For connecting to the library, you should add dependencies to the composer.json file. That’s why Goutte should be used with frameworks, for example, Laravel or Yii , not just with simple, single page sites.

htmlSQL

is an engaging library which allows the user to access HTML elements by an SQL syntax.

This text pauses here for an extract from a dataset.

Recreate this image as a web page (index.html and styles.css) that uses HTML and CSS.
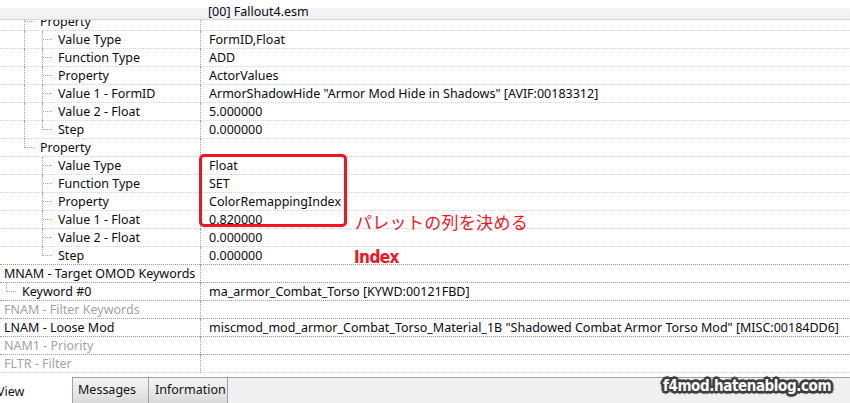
FILE: index.html
```html
<!DOCTYPE html>
<html>
<head>
<meta charset="utf-8">
<link rel="stylesheet" href="styles.css">
</head>
<body>
<div class="app">
  <div class="hdr">
    <div class="hcell"></div>
    <div class="hcell hval">[00] Fallout4.esm</div>
  </div>
  <div class="view">
    <div class="list">
      <div class="row"><div class="k"><span class="g"></span><span class="g tee"></span><span>Property</span></div><div class="v"></div></div>
      <div class="row"><div class="k"><span class="g"></span><span class="g pipe"></span><span class="g tee"></span><span>Value Type</span></div><div class="v">FormID,Float</div></div>
      <div class="row"><div class="k"><span class="g"></span><span class="g pipe"></span><span class="g tee"></span><span>Function Type</span></div><div class="v">ADD</div></div>
      <div class="row"><div class="k"><span class="g"></span><span class="g pipe"></span><span class="g tee"></span><span>Property</span></div><div class="v">ActorValues</div></div>
      <div class="row"><div class="k"><span class="g"></span><span class="g pipe"></span><span class="g tee"></span><span>Value 1 - FormID</span></div><div class="v">ArmorShadowHide "Armor Mod Hide in Shadows" [AVIF:00183312]</div></div>
      <div class="row"><div class="k"><span class="g"></span><span class="g pipe"></span><span class="g tee"></span><span>Value 2 - Float</span></div><div class="v">5.000000</div></div>
      <div class="row"><div class="k"><span class="g"></span><span class="g pipe"></span><span class="g ell"></span><span>Step</span></div><div class="v">0.000000</div></div>
      <div class="row"><div class="k"><span class="g"></span><span class="g ell"></span><span>Property</span></div><div class="v"></div></div>
      <div class="row"><div class="k"><span class="g"></span><span class="g"></span><span class="g tee"></span><span>Value Type</span></div><div class="v">Float</div></div>
      <div class="row"><div class="k"><span class="g"></span><span class="g"></span><span class="g tee"></span><span>Function Type</span></div><div class="v">SET</div></div>
      <div class="row"><div class="k"><span class="g"></span><span class="g"></span><span class="g tee"></span><span>Property</span></div><div class="v">ColorRemappingIndex</div></div>
      <div class="row"><div class="k"><span class="g"></span><span class="g"></span><span class="g tee"></span><span>Value 1 - Float</span></div><div class="v">0.820000</div></div>
      <div class="row"><div class="k"><span class="g"></span><span class="g"></span><span class="g tee"></span><span>Value 2 - Float</span></div><div class="v">0.000000</div></div>
      <div class="row dark"><div class="k"><span class="g"></span><span class="g"></span><span class="g ell"></span><span>Step</span></div><div class="v">0.000000</div></div>
      <div class="row dark"><div class="k"><span>MNAM - Target OMOD Keywords</span></div><div class="v"></div></div>
      <div class="row dark"><div class="k"><span class="g ell"></span><span>Keyword #0</span></div><div class="v">ma_armor_Combat_Torso [KYWD:00121FBD]</div></div>
      <div class="row dark muted"><div class="k"><span>FNAM - Filter Keywords</span></div><div class="v"></div></div>
      <div class="row dark"><div class="k"><span>LNAM - Loose Mod</span></div><div class="v">miscmod_mod_armor_Combat_Torso_Material_1B "Shadowed Combat Armor Torso Mod" [MISC:00184DD6]</div></div>
      <div class="row dark muted"><div class="k"><span>NAM1 - Priority</span></div><div class="v"></div></div>
      <div class="row muted"><div class="k"><span>FLTR - Filter</span></div><div class="v"></div></div>
    </div>
    <div class="redbox"></div>
    <div class="note">パレットの列を決める</div>
    <div class="note2">Index</div>
  </div>
  <div class="tabs">
    <div class="tab active">View</div>
    <div class="tab first">Messages</div>
    <div class="tab">Information</div>
    <div class="fill"></div>
    <div class="wm">f4mod.hatenablog.com</div>
  </div>
</div>
</body>
</html>
```
FILE: styles.css
```css
* { box-sizing: border-box; }
html, body { margin: 0; padding: 0; background: #fff; }
.app {
  width: 850px;
  height: 403px;
  display: flex;
  flex-direction: column;
  overflow: hidden;
  font-family: "Noto Sans", "Noto Sans CJK JP", sans-serif;
  font-size: 12.5px;
  color: #0a0a10;
}
.hdr {
  height: 20px;
  flex: none;
  display: flex;
  background: linear-gradient(#ffffff 0, #ffffff 8px, #f4f5f7 8px, #eef0f2 19px);
  border-bottom: 1px solid #d5d6d8;
  position: relative;
  z-index: 2;
}
.hcell { width: 201px; flex: none; }
.hval {
  flex: 1;
  padding-left: 7px;
  line-height: 19px;
  margin-top: 2px;
}
.view {
  flex: 1;
  position: relative;
  overflow: hidden;
}
.list { margin-top: -7px; }
.row {
  height: 18px;
  display: flex;
  border-bottom: 1px dotted #d4d4d4;
  white-space: nowrap;
}
.row.dark { border-bottom-color: #9a9a9a; }
.row.muted { color: #a3a3a3; }
.k {
  width: 201px;
  flex: none;
  display: flex;
  align-items: flex-start;
  padding-left: 4px;
  border-right: 1px dotted #a0a0a0;
  margin-bottom: -1px;
  line-height: 16px;
}
.k > span:last-child { padding-top: 1px; }
.v {
  flex: 1;
  padding-left: 8px;
  padding-top: 1px;
  line-height: 16px;
  overflow: hidden;
}
.g {
  width: 18px;
  height: 18px;
  flex: none;
  position: relative;
}
.g.pipe::before, .g.tee::before, .g.ell::before {
  content: "";
  position: absolute;
  left: 2px;
  top: 0;
  height: 18px;
  border-left: 1px dotted #a0a0a0;
}
.g.ell::before { height: 9px; }
.g.tee::after, .g.ell::after {
  content: "";
  position: absolute;
  left: 3px;
  top: 8px;
  width: 9px;
  border-top: 1px dotted #a0a0a0;
}
.redbox {
  position: absolute;
  left: 199px;
  top: 134px;
  width: 148px;
  height: 73px;
  border: 3px solid #f2141e;
  border-radius: 5px;
}
.note {
  position: absolute;
  left: 355px;
  top: 190px;
  font-family: "Noto Sans CJK JP", sans-serif;
  font-size: 17px;
  line-height: 24px;
  color: #f2141e;
  letter-spacing: 0.3px;
}
.note2 {
  position: absolute;
  left: 354px;
  top: 227px;
  font-family: "DejaVu Sans Condensed", "DejaVu Sans", sans-serif;
  font-weight: bold;
  font-size: 17px;
  line-height: 20px;
  color: #f2141e;
  letter-spacing: -0.6px;
}
.tabs {
  height: 26px;
  flex: none;
  display: flex;
  background: #f0f0f0;
  position: relative;
}
.tab {
  height: 26px;
  padding: 3px 0 0 5px;
  line-height: 18px;
  border-top: 1px solid #a0a0a0;
  border-right: 1px solid #a0a0a0;
  background: linear-gradient(#f4f4f4, #e6e6e6 60%, #d8d8d8);
  color: #111;
}
.tab.first { width: 77px; border-left: 1px solid #a0a0a0; }
.tab.first + .tab { width: 79px; padding-left: 6px; }
.tab.active {
  width: 72px;
  background: #fff;
  border: none;
  padding: 6px 0 0 0;
  text-indent: -3px;
}
.fill {
  flex: 1;
  border-top: 1px solid #a0a0a0;
}
.wm {
  position: absolute;
  left: 663px;
  top: 0px;
  font-family: "DejaVu Sans Condensed", "DejaVu Sans", sans-serif;
  font-weight: bold;
  font-size: 15px;
  line-height: 19px;
  letter-spacing: -0.4px;
  color: #fff;
  text-shadow:
    2px 0 0 #3e3e3e, -2px 0 0 #3e3e3e, 0 2px 0 #3e3e3e, 0 -2px 0 #3e3e3e,
    2px 2px 0 #3e3e3e, -2px -2px 0 #3e3e3e, 2px -2px 0 #3e3e3e, -2px 2px 0 #3e3e3e,
    3px 0 1px #555, -3px 0 1px #555, 0 3px 1px #555, 0 -3px 1px #555;
}
```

If you love SQL, this experimental library would be the right choice.

//For example, a webpage contains something like 
// <p class = “pcls” color = “red”></p> 

// Simple example how to extract needed info. ‘Color’ is an attribute, ‘p’ is a tag 
include_once("../snoopy.class.php"); 
include_once("../htmlsql.class.php"); 
$wsql = new htmlsql(); $wsql->connect('url', 'http://demo.com'); 

// It’s needed to create an instance of ‘Snoopy’ class to set the cookies 
$snoopy = new snoopy(); 
$snoopy->cookies["name"] = "John"; 
$wsql->query(SELECT * FROM p WHERE 
$class == "pcls"); 
foreach($wsql->fetch_array() as $row){ 
     echo $row['class']; 
     echo $row['color']; 
}

In some cases, it’s more convenient to use SQL instead of CSS-selectors. The library is fast, but has a constrained functionality. This library would be an ideal match for trivial tasks and to parse a web page fast.

Unfortunately, the project was abandoned by its creators in 2006, but htmlSQL is still a reliable helper in parsing and scraping.

Simple HTML DOM

This is a PHP-library that provides HTML parsing by selectors. It processes an invalid HTML and allows the user to parse a page by jquery-like selectors. Let’s look at the example:

// Create a DOM object
$div=str_get_html('<div id="get">Get</div><div id="me">Me</div>');

// Add an attribute: class = “added_ class” to the first div in code.
$div->find('div',1)->class='added_class';

// Change text in div with id = “get” to “simple text”
$div->find('div[id=get]',0)->innertext='simple change';
echo $div;
// As a result script returns to strings a div DOM element with added class
// and a new text in that div with id="get" - 'simple change'

Simple HTML DOM is not as fast as other libraries.

cURL

cURL is one of the most popular libraries (an inbuilt php component) for scraping webpages. As it is a standardized PHP-library, there is no need to include third-party files and classes, but that doesn’t make the cURL library any more convenient than Goutte. The above-mentioned Simple HTML DOM and cURL are making a tandem that is the most popular approach in small data parsing.

Let’s look at the ordinary usage of the library:

function curl_get($url, $referer = "https://www.google.com/") {
 $ch = curl_init();  // Initialising cURL
 curl_setopt($ch, CURLOPT_URL, $url);  // Setting cURL's URL option with the $url variable passed into the function
 curl_setopt($ch, CURLOPT_REFERER, $referer); // from where we come to the site
 curl_setopt($ch, CURLOPT_HEADER, 0);  // No headers
 curl_setopt($ch, CURLOPT_COOKIE, "login=User;password=123test");  // This is how we set cookie.
 curl_setopt($ch, CURLOPT_RETURNTRANSFER, true);  // Setting cURL's option to return the webpage data
 $data = curl_exec($ch);  // Executing the cURL request and assigning the returned data to the $data variable
 curl_close($ch);    // don’t forget about closing cURL
 return $data;   // Returning the data from the function
}

Also, you can set a cookie using this.

Usage

And this how it can be used:

// Scrape a web page from the web
$html = curl_get(“https://somesite.com”);

//  Parse html to the DOM, variable $dom
$dom = str_get_html($html); // here we use SimpleHTML DOM library to create a DOM-structure

// getting elements with class “test”
$elements = $dom->find('.test'); 

// showing the text data of all elements with class “test”
foreach($elements as $element) {
   echo $element->plaintext;

Conclusion

To sum up, the chart below will help you to choose the right library for your needs. For a speed evaluation we used http://symfony.com/blog/ .

	Average speed (seconds)	Convenience in use (Usability)	Special aspects
Goutte	14.3	high	Conveniently works with big projects, OOP, medium speed parsing.
htmlSql	11.3	medium	Fast parsing, but has a limited functionality.
cURL + SimpleHTML DOM	18.6	medium	Works with invalid HTML, slow parsing though.

So, for big-size sites it is better to use Goutte and htmlSql. For the easy task there is no need to include third-party libraries, so it’s better to use cURL along with SimpleHTML DOM for parsing.